O mago da internet no século 21, Steven Johnson, figura entre os entusiastas da vida inteligente que se nutre das calçadas – calçadas que chegam a inexistir em tantas cidades. Em Belém, no Pará, por exemplo, há calçamento em pouco mais de 50% da área urbana. Os "passeios", entende Johnson, podem ser mágicos, pois são espaços de intimidade urbana, nos quais olhares são trocados entre desconhecidos, provocando novas interações e improvisos criativos. A vitalidade de qualquer município nasce de sua capacidade de permitir esses "ensaios", o que pode ser alcançado ao oferecer praças, a sombra das árvores e áreas seguras para caminhar – essa verdade não vale apenas para Londres ou Paris, que tanto se beneficiam dessas práticas.

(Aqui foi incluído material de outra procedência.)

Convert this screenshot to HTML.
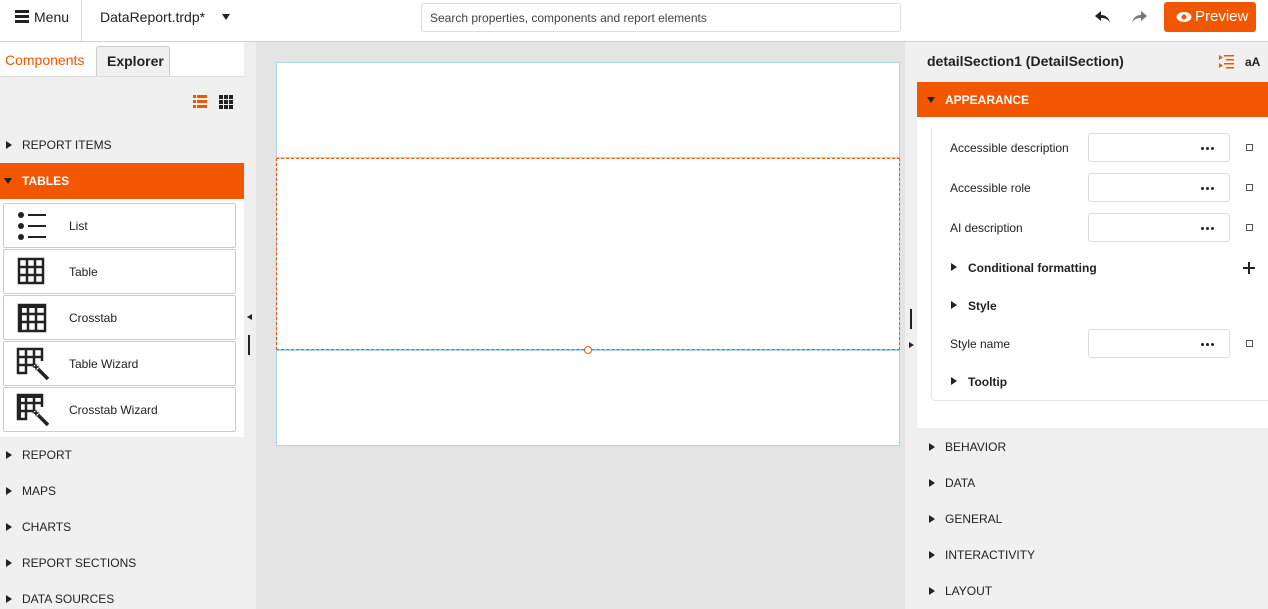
<!DOCTYPE html>
<html><head><meta charset="utf-8"><style>
*{box-sizing:border-box;margin:0;padding:0}
body{width:1268px;height:609px;overflow:hidden;font-family:"Liberation Sans",sans-serif;color:#222;background:#e4e4e4;position:relative;font-size:12px}
.abs{position:absolute}
.top{left:0;top:0;width:1268px;height:42px;background:#fff;border-bottom:1px solid #d0d0d0}
.hdr{font-size:12px;font-weight:bold;letter-spacing:0}
.tri{display:inline-block;width:0;height:0;border-top:4px solid transparent;border-bottom:4px solid transparent;border-left:6px solid #222}
.trid{display:inline-block;width:0;height:0;border-left:4px solid transparent;border-right:4px solid transparent;border-top:6px solid #222}
.item{left:3px;width:233px;height:45px;background:#fff;border:1px solid #ccc;border-radius:2px}
.item span{position:absolute;left:65px;top:15px;font-size:12px}
.field{left:1088px;width:142px;height:29px;background:#fff;border:1px solid #ddd;border-radius:3px}
.field b{position:absolute;right:15px;top:13px;width:3px;height:3px;border-radius:50%;background:#222;box-shadow:-5px 0 0 #222,-10px 0 0 #222}
.chk{left:1246px;width:7px;height:7px;border:1px solid #555}
.lbl{left:950px;font-size:12px}
</style></head><body>
<div class="abs top"></div>
<div class="abs" style="left:15px;top:10px;width:14px;height:3px;background:#222;box-shadow:0 5px 0 #222,0 10px 0 #222"></div>
<div class="abs" style="left:34px;top:9px;font-size:14px">Menu</div>
<div class="abs" style="left:81px;top:0;width:1px;height:41px;background:#e0e0e0"></div>
<div class="abs" style="left:100px;top:9px;font-size:14px">DataReport.trdp*</div>
<div class="abs trid" style="left:222px;top:14px"></div>
<div class="abs" style="left:421px;top:3px;width:480px;height:29px;border:1px solid #ddd;border-radius:3px;background:#fff;font-size:12px;color:#444;padding:7px 8px">Search properties, components and report elements</div>
<svg class="abs" style="left:1094px;top:9px" width="18" height="16" viewBox="0 0 18 16"><path d="M7 2 L1 7 L7 12 V9 C11 9 14 10 16 14 C15 9 12 6 7 6Z" fill="#222"/></svg>
<svg class="abs" style="left:1130px;top:9px" width="18" height="16" viewBox="0 0 18 16"><path d="M11 2 L17 7 L11 12 V9 C7 9 4 10 2 14 C3 9 6 6 11 6Z" fill="#777"/></svg>
<div class="abs" style="left:1164px;top:2px;width:92px;height:30px;background:#f25700;border-radius:3px;color:#fff;font-size:15px;padding:6px 0 0 31px">Preview</div>
<svg class="abs" style="left:1176px;top:11px" width="16" height="12" viewBox="0 0 16 12"><ellipse cx="8" cy="6" rx="7.5" ry="5" fill="#fff"/><circle cx="8" cy="6" r="2.5" fill="#f25700"/></svg>

<div class="abs" style="left:0;top:42px;width:244px;height:567px;background:#f0f0f0"></div>
<div class="abs" style="left:244px;top:42px;width:12px;height:567px;background:#efefef"></div>
<div class="abs" style="left:0;top:42px;width:244px;height:35px;background:#fff"></div>
<div class="abs" style="left:0;top:46px;width:96px;height:31px;background:#fff;color:#f25700;font-size:14px;padding:6px 0 0 5px">Components</div>
<div class="abs" style="left:96px;top:46px;width:74px;height:31px;background:#f0f0f0;border:1px solid #ccc;border-bottom:none;border-radius:3px 3px 0 0;font-size:14px;font-weight:bold;padding:6px 0 0 10px">Explorer</div>
<div class="abs" style="left:0;top:76px;width:244px;height:1px;background:#ddd"></div>
<svg class="abs" style="left:193px;top:95px" width="14" height="13"><g fill="#f25700"><rect x="0" y="0" width="3" height="3"/><rect x="4" y="0" width="10" height="3"/><rect x="0" y="5" width="3" height="3"/><rect x="4" y="5" width="10" height="3"/><rect x="0" y="10" width="3" height="3"/><rect x="4" y="10" width="10" height="3"/></g></svg>
<svg class="abs" style="left:219px;top:95px" width="14" height="14"><g fill="#222"><rect x="0" y="0" width="4" height="4"/><rect x="5" y="0" width="4" height="4"/><rect x="10" y="0" width="4" height="4"/><rect x="0" y="5" width="4" height="4"/><rect x="5" y="5" width="4" height="4"/><rect x="10" y="5" width="4" height="4"/><rect x="0" y="10" width="4" height="4"/><rect x="5" y="10" width="4" height="4"/><rect x="10" y="10" width="4" height="4"/></g></svg>
<div class="abs tri" style="left:6px;top:141px"></div><div class="abs" style="left:22px;top:138px">REPORT ITEMS</div>
<div class="abs" style="left:0;top:163px;width:244px;height:36px;background:#f25700"></div>
<div class="abs trid" style="left:4px;top:178px"></div><div class="abs hdr" style="left:22px;top:174px;color:#fff">TABLES</div>
<div class="abs" style="left:0;top:199px;width:244px;height:238px;background:#fff"></div>
<div class="abs item" style="top:203px"><svg class="abs" style="left:13px;top:7px" width="32" height="30"><g fill="#222"><circle cx="4" cy="4" r="3"/><circle cx="4" cy="15" r="3"/><circle cx="4" cy="26" r="3"/><rect x="11" y="3" width="18" height="2"/><rect x="11" y="14" width="18" height="2"/><rect x="11" y="25" width="18" height="2"/></g></svg><span>List</span></div>
<div class="abs item" style="top:249px"><svg class="abs" style="left:13px;top:7px" width="28" height="28"><g fill="none" stroke="#222" stroke-width="2.5"><rect x="2" y="2" width="24" height="24"/><path d="M10 2V26M18 2V26M2 10H26M2 18H26"/></g></svg><span>Table</span></div>
<div class="abs item" style="top:295px"><svg class="abs" style="left:13px;top:7px" width="30" height="30"><g fill="none" stroke="#222" stroke-width="2.5"><rect x="2" y="2" width="26" height="26"/><path d="M11 2V28M19 2V28M2 11H28M2 19H28"/></g><rect x="1" y="1" width="28" height="4" fill="#222"/><rect x="1" y="1" width="4" height="28" fill="#222"/></svg><span>Crosstab</span></div>
<div class="abs item" style="top:341px"><svg class="abs" style="left:12px;top:5px" width="36" height="34"><g fill="none" stroke="#222" stroke-width="2.5"><path d="M18 18H2V2H26V14M10 2V26H2V18M18 2V18M2 10H26"/><path d="M22 22L32 32" stroke-width="3.5"/></g><path d="M19 19l1-3 1 3 3 1-3 1-1 3-1-3-3-1z" fill="#222"/></svg><span>Table Wizard</span></div>
<div class="abs item" style="top:387px"><svg class="abs" style="left:12px;top:5px" width="36" height="34"><g fill="none" stroke="#222" stroke-width="2.5"><path d="M18 18H2V2H26V14M10 2V26H2V18M18 2V18M2 10H26"/><path d="M22 22L32 32" stroke-width="3.5"/></g><rect x="1" y="1" width="26" height="4" fill="#222"/><rect x="1" y="1" width="4" height="26" fill="#222"/><path d="M19 19l1-3 1 3 3 1-3 1-1 3-1-3-3-1z" fill="#222"/></svg><span>Crosstab Wizard</span></div>
<div class="abs tri" style="left:6px;top:451px"></div><div class="abs" style="left:22px;top:448px">REPORT</div>
<div class="abs tri" style="left:6px;top:487px"></div><div class="abs" style="left:22px;top:484px">MAPS</div>
<div class="abs tri" style="left:6px;top:523px"></div><div class="abs" style="left:22px;top:520px">CHARTS</div>
<div class="abs tri" style="left:6px;top:559px"></div><div class="abs" style="left:22px;top:556px">REPORT SECTIONS</div>
<div class="abs tri" style="left:6px;top:595px"></div><div class="abs" style="left:22px;top:592px">DATA SOURCES</div>
<div class="abs" style="left:247px;top:314px;width:0;height:0;border-top:3px solid transparent;border-bottom:3px solid transparent;border-right:5px solid #222"></div>
<div class="abs" style="left:248px;top:335px;width:2px;height:20px;background:#222"></div>

<div class="abs" style="left:276px;top:62px;width:624px;height:384px;background:#fff;border:1px solid #a8d8e8"></div>
<div class="abs" style="left:276px;top:157px;width:624px;height:1px;background:#a8d8e8"></div>
<div class="abs" style="left:276px;top:349px;width:624px;height:2px;background:#a8d8e8"></div>
<div class="abs" style="left:276px;top:158px;width:624px;height:192px;border:1px dashed #f25700"></div>
<div class="abs" style="left:584px;top:346px;width:8px;height:8px;border:1px solid #f25700;border-radius:50%;background:#fff"></div>

<div class="abs" style="left:905px;top:42px;width:363px;height:567px;background:#f0f0f0"></div>
<div class="abs" style="left:910px;top:309px;width:2px;height:20px;background:#222"></div>
<div class="abs" style="left:909px;top:342px;width:0;height:0;border-top:3px solid transparent;border-bottom:3px solid transparent;border-left:5px solid #222"></div>
<div class="abs" style="left:927px;top:53px;font-size:14px;font-weight:bold">detailSection1 (DetailSection)</div>
<svg class="abs" style="left:1219px;top:54px" width="16" height="15"><g fill="#f25700"><path d="M0 1l4 2.5L0 6z"/><path d="M0 9l4 2.5L0 14z"/><rect x="5" y="1" width="10" height="1.5"/><rect x="7" y="5" width="8" height="1.5"/><rect x="5" y="9" width="10" height="1.5"/><rect x="7" y="13" width="8" height="1.5"/></g></svg>
<div class="abs" style="left:1245px;top:55px;font-size:12px;font-weight:bold">aA</div>
<div class="abs" style="left:917px;top:82px;width:351px;height:35px;background:#f25700"></div>
<div class="abs trid" style="left:927px;top:97px"></div><div class="abs hdr" style="left:945px;top:93px;color:#fff">APPEARANCE</div>
<div class="abs" style="left:917px;top:117px;width:351px;height:311px;background:#fff"></div>
<div class="abs" style="left:931px;top:128px;width:345px;height:273px;border:1px solid #e4e4e4;border-top:none;border-radius:0 0 0 4px"></div>
<div class="abs lbl" style="top:141px">Accessible description</div>
<div class="abs field" style="top:133px"><b></b></div><div class="abs chk" style="top:144px"></div>
<div class="abs lbl" style="top:181px">Accessible role</div>
<div class="abs field" style="top:173px"><b></b></div><div class="abs chk" style="top:184px"></div>
<div class="abs lbl" style="top:221px">AI description</div>
<div class="abs field" style="top:213px"><b></b></div><div class="abs chk" style="top:224px"></div>
<div class="abs tri" style="left:951px;top:263px"></div><div class="abs" style="left:968px;top:261px;font-weight:bold">Conditional formatting</div>
<div class="abs" style="left:1243px;top:267px;width:12px;height:2px;background:#222"></div>
<div class="abs" style="left:1248px;top:262px;width:2px;height:12px;background:#222"></div>
<div class="abs tri" style="left:951px;top:301px"></div><div class="abs" style="left:968px;top:299px;font-weight:bold">Style</div>
<div class="abs lbl" style="top:337px">Style name</div>
<div class="abs field" style="top:329px"><b></b></div><div class="abs chk" style="top:340px"></div>
<div class="abs tri" style="left:951px;top:377px"></div><div class="abs" style="left:968px;top:375px;font-weight:bold">Tooltip</div>
<div class="abs tri" style="left:929px;top:443px"></div><div class="abs" style="left:945px;top:440px">BEHAVIOR</div>
<div class="abs tri" style="left:929px;top:479px"></div><div class="abs" style="left:945px;top:476px">DATA</div>
<div class="abs tri" style="left:929px;top:515px"></div><div class="abs" style="left:945px;top:512px">GENERAL</div>
<div class="abs tri" style="left:929px;top:551px"></div><div class="abs" style="left:945px;top:548px">INTERACTIVITY</div>
<div class="abs tri" style="left:929px;top:587px"></div><div class="abs" style="left:945px;top:584px">LAYOUT</div>
</body></html>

O economista Paul Krugman, para bem longe da experiência etnográfica de Jane Jacobs ou das tentativas de Steven Johnson de relacionar a cidade e a rede de computadores, também descobriu que "a vida é perto". Em sua pesquisa, partiu de uma suspeita – a de que a rotina urbana não se move, sobremaneira, motivada pelas imposições sociais, como as leis de trânsito e zoneamento. É o indivíduo anônimo, na interação com seus próximos, que garante a ordem do espaço público e a convivência. A democracia se faz com os pés, diria.

As eleições municipais não deixam mentir. Cada vez mais, é nelas que se decide o destino da sociedade. Ali se dão as soluções ambientais ou onde se encontram saídas para a violência. Um prefeito pode atrair os olhos do mundo; tomara que o faça pela inteligência com que lida com árvores e calçadas, perto das quais tudo começa.